Once seen as interlopers and tag-alongs, the members of the University of Manitoba Bisons golf team are in a different place now.
They're bringing results -- how about three wins in the U.S. last season, and one more to start this fall's campaign -- and recognition. They're finding acceptance and credibility.
It wasn't that way in 1999, when local pros Derek Ingram and Garth Goodbrandson founded the team and funded it on their own. The U of M's take back then was: "We haven't got anything for you but go right ahead."
Ingram, now the head coach of the Canadian national men's amateur team, gave up his Bisons duties a few years ago. Goodbrandson, the long-time Golf Manitoba director of player development, continues on as head coach.
"Derek and I, well, it was pretty frustrating for a time but one day we just sat and decided it (total funding and support) was just not going to happen, so we can look at it two ways," Goodbrandson recalled this week. "We can keep being critical and frustrated, or we can just keep on going.
"You know Derek, we just kept going."
Just back from the team's first tournament of the year, a first-place finish at last week's Concordia Invitational in Moorhead, Minn., Goodbrandson was in a reflective mood about the team's first 13 seasons.
"It's been very positive, we've stayed positive and to give the the U of M credit, over time, things are different," he said. "Way back, people around (U of M) wouldn't even know we had a golf team, even people involved in sports.
"Now, the golf team has way more respect and is way more accepted and known. I know our players feel it."
The golf team was even invited to participate in last week's school pep rally.
Today, the golf team under the guidance of Goodbrandson and assistant Ed Boge is still mostly self-funded, along with some grant help from Golf Canada.
But now, any funding the team funnels back to scholarships to help players, the university will match.
It's proving to be a worthy endeavour.
Highlights from the first week included the Concordia individual title to Charlie Boyechko, who shot 67 (the tournament's best round) and 74 for a four-shot win. Boyechko, you'll recall, lost in a four-man playoff in this year's Manitoba Amateur.

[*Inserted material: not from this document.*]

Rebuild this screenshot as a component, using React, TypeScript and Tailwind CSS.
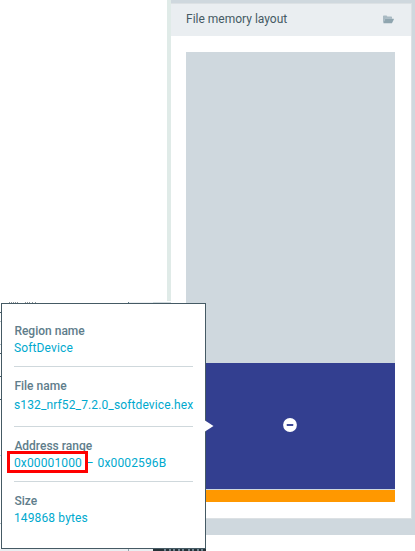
const sections = [
  { label: "Region name", value: "SoftDevice", box: "h-[43px] border-b" },
  { label: "File name", value: "s132_nrf52_7.2.0_softdevice.hex", box: "h-[60px] border-b pt-[12px]", gap: "mt-[2px]" },
  { label: "Address range", value: "0x00001000 – 0x0002596B", box: "h-[55px] border-b pt-[12px]", gap: "[word-spacing:0.7px]" },
  { label: "Size", value: "149868 bytes", box: "h-[50px] pt-[12px]" },
];

const edgeMarks = [
  { top: 312, color: "#455a64" },
  { top: 321, color: "#b0bec5" },
  { top: 344, color: "#b0bec5" },
  { top: 353, color: "#455a64" },
  { top: 376, color: "#455a64" },
  { top: 399, color: "#455a64" },
  { top: 455, color: "#a5dff0" },
  { top: 523, color: "#b0bec5" },
];

const titleMarks = [9, 11, 13, 15, 17, 25, 27, 29, 32, 35];
const logMarks = [11, 16, 20, 25, 29, 35, 39, 44, 48];

function MemoryPanel() {
  return (
    <section className="flex h-[535px] w-[244px] shrink-0 flex-col bg-[#cfd8de] pt-[3px]">
      <div className="flex h-[516px] w-[241px] flex-col border-t border-r border-b border-[#dce1e4] bg-white">
        <header className="flex h-[32px] shrink-0 items-center justify-between bg-[#eaeef1] pr-[17px] pl-[15px]">
          <h1 className="mt-[-2px] text-[12px] leading-[16px] text-[#455a64]">File memory layout</h1>
          <svg className="mt-[-2px] h-[9px] w-[11px]" viewBox="0 0 11 9" fill="none">
            <path d="M0 7.5V1.2Q0 .4.8.4H3.5L4.4 1.5H8.3Q9 1.5 9 2.3V3.7H2.7Q2.2 3.7 2 4.2L.5 7.7Z" fill="#a9bac3" />
            <path d="M2.7 3.7H10.5Q11.1 3.7 10.8 4.4L9.2 7.8Q9 8.3 8.3 8.3H.8Q.2 8.3.5 7.7L2 4.2Q2.2 3.7 2.7 3.7Z" fill="#8fa5af" />
          </svg>
        </header>
        <div className="flex grow flex-col px-[15px] pt-[16px]">
          <div className="h-[311px] w-[209px] bg-[#cfd8de]" />
          <div className="flex h-[126px] w-[209px] items-center justify-center bg-[#333f90]">
            <svg className="mt-[-2px] mr-[1px] h-[14px] w-[14px]" viewBox="0 0 14 14">
              <circle cx="7" cy="7" r="6.9" fill="white" />
              <rect x="3.7" y="6" width="6.6" height="2" rx=".4" fill="#3f4b98" />
            </svg>
          </div>
          <div className="h-[13px] w-[209px] border-t border-[#cfd8de] bg-[#ff9800]" />
        </div>
      </div>
    </section>
  );
}

function RegionTooltip() {
  return (
    <aside className="absolute top-[303px] left-[1px] h-[246px] w-[205px] border border-[#455a64] bg-white px-[12px] pt-[20px] text-[12px]">
      {sections.map((s) => (
        <div key={s.label} className={`${s.box} w-[179px] border-[#cfd8dc]`}>
          <div className="h-[17px] whitespace-nowrap pl-[0.4px] font-medium leading-[15px] text-[#607d8b]">{s.label}</div>
          <div className={`${s.gap ?? ""} h-[17px] whitespace-nowrap leading-[15px] tracking-[0.13px] text-[#00a9ce]`}>{s.value}</div>
        </div>
      ))}
      <svg className="absolute top-[116px] left-[203px] h-[12px] w-[9px]" viewBox="0 0 9 12">
        <path d="M0 .5L8.5 6L0 11.5Z" fill="white" />
      </svg>
      <div className="absolute top-[147px] left-[5px] h-[22px] w-[81px] border-[3px] border-[#ff0000]" />
    </aside>
  );
}

export default function App() {
  return (
    <main
      className="relative h-[551px] w-[415px] overflow-hidden bg-white"
      style={{ fontFamily: 'Roboto, "Liberation Sans", sans-serif' }}
    >
      <div className="flex">
        <div className="h-[300px] w-[167px] shrink-0" />
        <div className="h-[301px] w-[4px] shrink-0 bg-[#e0ebe8]" />
        <MemoryPanel />
      </div>
      {edgeMarks.map((m) => (
        <div key={m.top} className="absolute left-0 h-px w-px" style={{ top: m.top, background: m.color }} />
      ))}
      {titleMarks.map((x) => (
        <div key={x} className="absolute top-[302px] h-px w-px bg-[#8d9499]" style={{ left: x }} />
      ))}
      <div className="absolute top-[302px] left-[128px] flex h-px w-[43px]">
        <div className="w-px bg-[#607d8b]" />
        <div className="w-[24px] bg-[#eaeef1]" />
        <div className="grow bg-[#cfd8dc]" />
      </div>
      <div className="absolute top-[549px] left-0 flex h-[2px] w-[206px] overflow-hidden">
        <div className="w-[128px] bg-[#eaeef1]" />
        <div className="w-px bg-[#90a4ae]" />
        <div className="w-[24px] bg-[#eaeef1]" />
        <div className="relative grow bg-[#263238]">
          {logMarks.map((x) => (
            <div key={x} className="absolute top-0 h-[2px] w-[2px] bg-[#718692]" style={{ left: x }} />
          ))}
        </div>
      </div>
      <RegionTooltip />
    </main>
  );
}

The 11-man team will play the second of its seven fall tournaments (six are in the U.S.) this weekend in Bemidji.
"Our playing schedule over the years, it's much better than people think," Goodbrandson said. "And I'd say that last year was probably our best showing ever, three wins, another second."
Goodbrandson said that has to do with developing players and developing people.
"On the golf course, a lot of our top players like Charlie and Josh Wytinck and Bobby Wiebe, they've all been second-team players before, come through the ranks," he said. "Now, I think they're just comfortable shooting lower."
With good relationships and a good reputation with coaches from Division II and III schools in the U.S., the Bison coaches have been able to offer improving schedules for the players over the years.
"The one thing that's always stood out right from the start is that we've always heard from other teams how impressed they've been with the kind of people our players are," Goodbrandson said. "If a team hosted a tournament, generally they liked to put their team with our team (in the pairings). And not because we were outstanding players or anything.
"They just wanted to show their team how to act on the golf course."
Of course Goodbrandson has his eye on more results this fall.
He's eager to restore a women's team to the program. It has lapsed due to lack of players in the last year or so but he's not easily deterred.
This fall, the Bisons had three players lined up but for a variety of reasons all were unavailable for a fall tournament schedule.
Goodbrandson said he's hopeful that at least two of those three will be on board next season, and sees some possible candidates soon to graduate from junior golf.
He's certainly got a résumé of building something from just about scratch.